As with Plaintiff's sexual harassment claim, retaliatory harassment is attributable to the School Board if it acted with ‘deliberate indifference” to Serrano's alleged retaliatory harassment. Goldstein v. Univ. of Md., No. CCB-18-2376, 2019 WL 4467035, at *13 (D. Md. Sept. 17, 2019); see also Hurley, 911 F.3d at 695 (similar). To show that the School Board acted with deliberate indifference, Plaintiff must adequately plead that once school officials acquired knowledge of Serrano's retaliatory harassment, they took no action to “address and curtail the retaliatory activities.” Hurley, 911 F.3d at 695-96. A “half-hearted investigation or remedial action” does not “suffice to shield a school from liability.” Fairfax Cnty. Sch. Bd., 1 F.4th at 271 (internal quotation marks and citation omitted).
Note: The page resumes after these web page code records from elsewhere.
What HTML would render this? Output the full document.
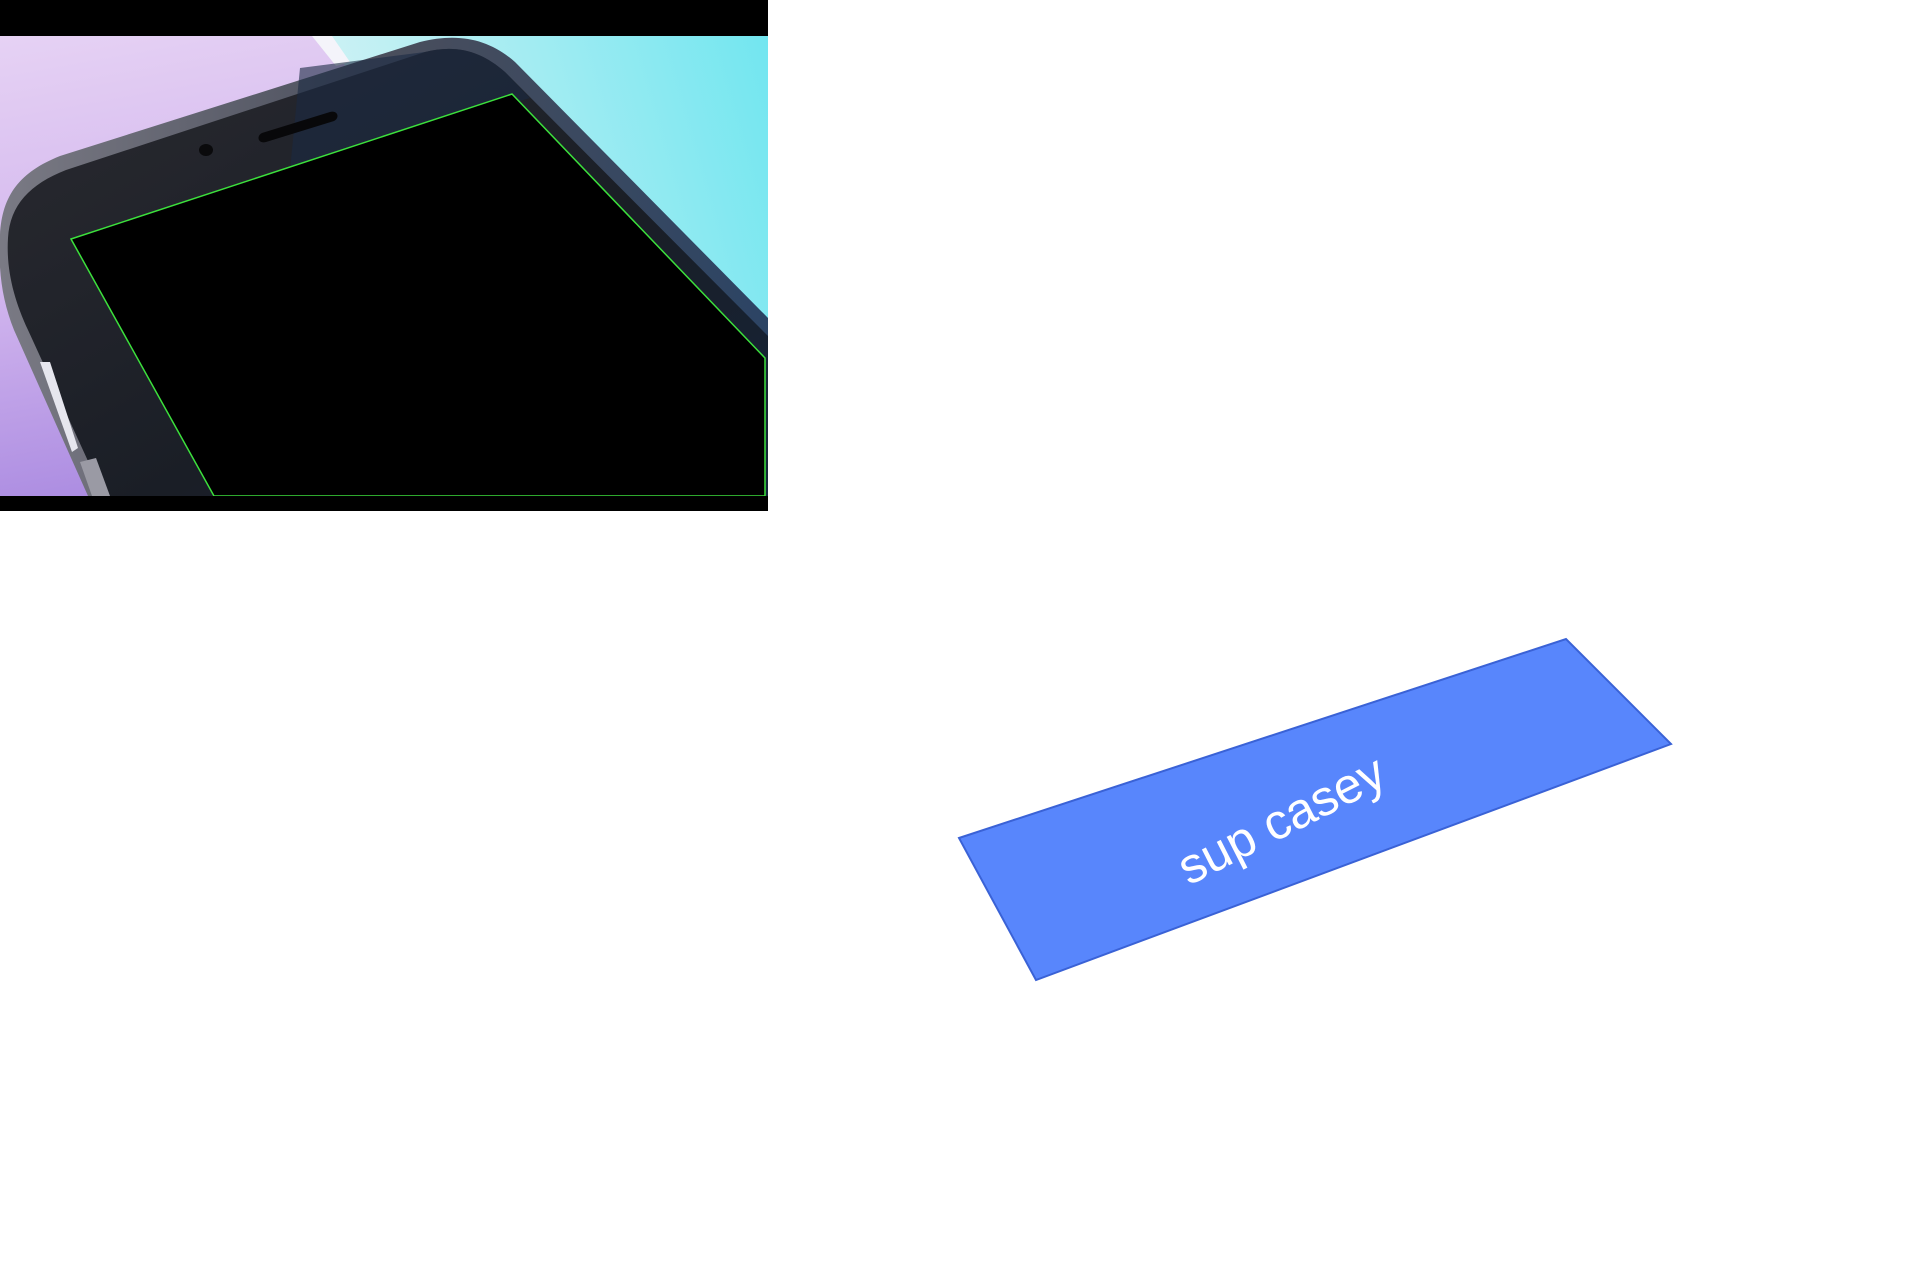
<!DOCTYPE html>
<html><head><meta charset="utf-8"><style>
html,body{margin:0;padding:0;background:#fff;width:1920px;height:1280px;overflow:hidden}
svg{display:block}
</style></head><body>
<svg width="1920" height="1280" viewBox="0 0 1920 1280" xmlns="http://www.w3.org/2000/svg">
<defs>
<linearGradient id="bgL" x1="0" y1="0" x2="0.3" y2="1">
<stop offset="0" stop-color="#e6d2f4"/><stop offset="0.5" stop-color="#d2b6ee"/><stop offset="1" stop-color="#a888e0"/>
</linearGradient>
<linearGradient id="bgR" x1="0" y1="0.3" x2="1" y2="0">
<stop offset="0" stop-color="#d2f2f4"/><stop offset="1" stop-color="#72e6f0"/>
</linearGradient>
<linearGradient id="body" x1="0" y1="0" x2="1" y2="1">
<stop offset="0" stop-color="#2a2a30"/><stop offset="0.6" stop-color="#1a1e26"/><stop offset="1" stop-color="#14243a"/>
</linearGradient>
<linearGradient id="rim" x1="0" y1="0" x2="1" y2="0">
<stop offset="0" stop-color="#7a7a84"/><stop offset="0.5" stop-color="#4a4e5c"/><stop offset="1" stop-color="#2c4464"/>
</linearGradient>
</defs>
<rect x="0" y="0" width="768" height="36" fill="#000"/>
<rect x="0" y="36" width="768" height="460" fill="url(#bgL)"/>
<polygon points="330,36 768,36 768,496 560,496" fill="url(#bgR)"/>
<polygon points="312,36 332,36 350,62 336,66" fill="#f4f4fa"/>
<path d="M0,235 C2,195 20,172 60,156 L420,42 C460,32 490,40 515,62 L768,318 L768,496 L88,496 L14,330 C2,300 -2,270 0,235 Z" fill="url(#rim)"/>
<path d="M8,238 C10,205 30,184 66,170 L425,52 C458,44 482,52 505,72 L768,336 L768,496 L104,496 L28,330 C14,300 6,270 8,238 Z" fill="url(#body)"/>
<path d="M300,68 L425,52 C458,44 482,52 505,72 L530,98 L290,170 Z" fill="#1a2a42" opacity="0.6"/>
<path d="M40,362 L50,362 L78,448 L72,452 Z" fill="#e6e6ee"/>
<path d="M80,462 L96,458 L110,496 L92,496 Z" fill="#9a9aa4"/>
<path d="M262,133 L330,112 C338,110 340,118 334,121 L266,142 C258,144 256,136 262,133 Z" fill="#08080a"/>
<ellipse cx="206" cy="150" rx="7" ry="6" fill="#0a0a0c"/>
<polygon points="71,239 512,94 765,358 765,496 214,496" fill="#000" stroke="#3ce03c" stroke-width="1.5"/>
<rect x="0" y="496" width="768" height="15" fill="#000"/>
<polygon points="959,838 1566,639 1671,744 1036,980" fill="#5886fc" stroke="#3a62d6" stroke-width="2"/>
<text x="0" y="0" transform="translate(1283,823) rotate(-27)" text-anchor="middle" dominant-baseline="middle" font-family="Liberation Sans, sans-serif" font-size="50" fill="#fff">sup casey</text>
</svg>
</body></html>
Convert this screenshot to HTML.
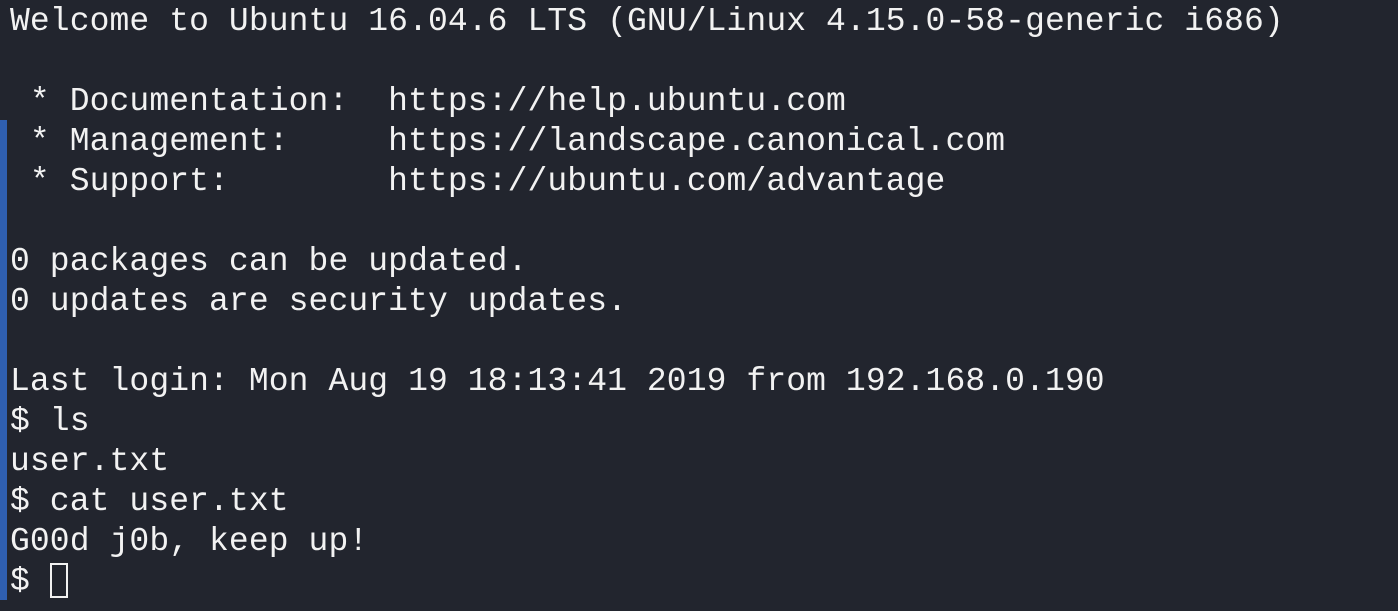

Plaintiff has adequately pleaded that the School Board acted with deliberate indifference to her reports of Serrano's retaliatory harassment. When Mrs. Danvers raised Serrano's alleged sexual harassment of Carol with Captain Johns on December 6, 2018, she evidently also raised Serrano's retaliation against Carol. Dkt. 1 ¶ 52. And Plaintiff alleges that Captain Johns' response to both of those reports was the same: he “downplayed” them, “stonewalled” Mrs. Danvers, and “insist[ed]” that she could not prove that Serrano was retaliating against Carol. Id. Similarly, Mrs. Danvers allegedly reported Serrano's retaliation when she met with Principal Luttrell on February 25, 2019. Id. ¶ 63. Principal Luttrell apparently did nothing in response. Id. ¶ 66. While the School Board notes that Serrano was placed on leave on March 5, 2019, that does not cure Captain Johns and Principal Luttrell's alleged inaction. See Fairfax Cnty. Sch. Bd., 1 F. 4th at 272-73 (noting deliberate indifference can be found when school officials “trivialize[] and dismiss[]” reports, fail to adequately investigate reports, or fail to “even take the minimal step of checking in” on the victim).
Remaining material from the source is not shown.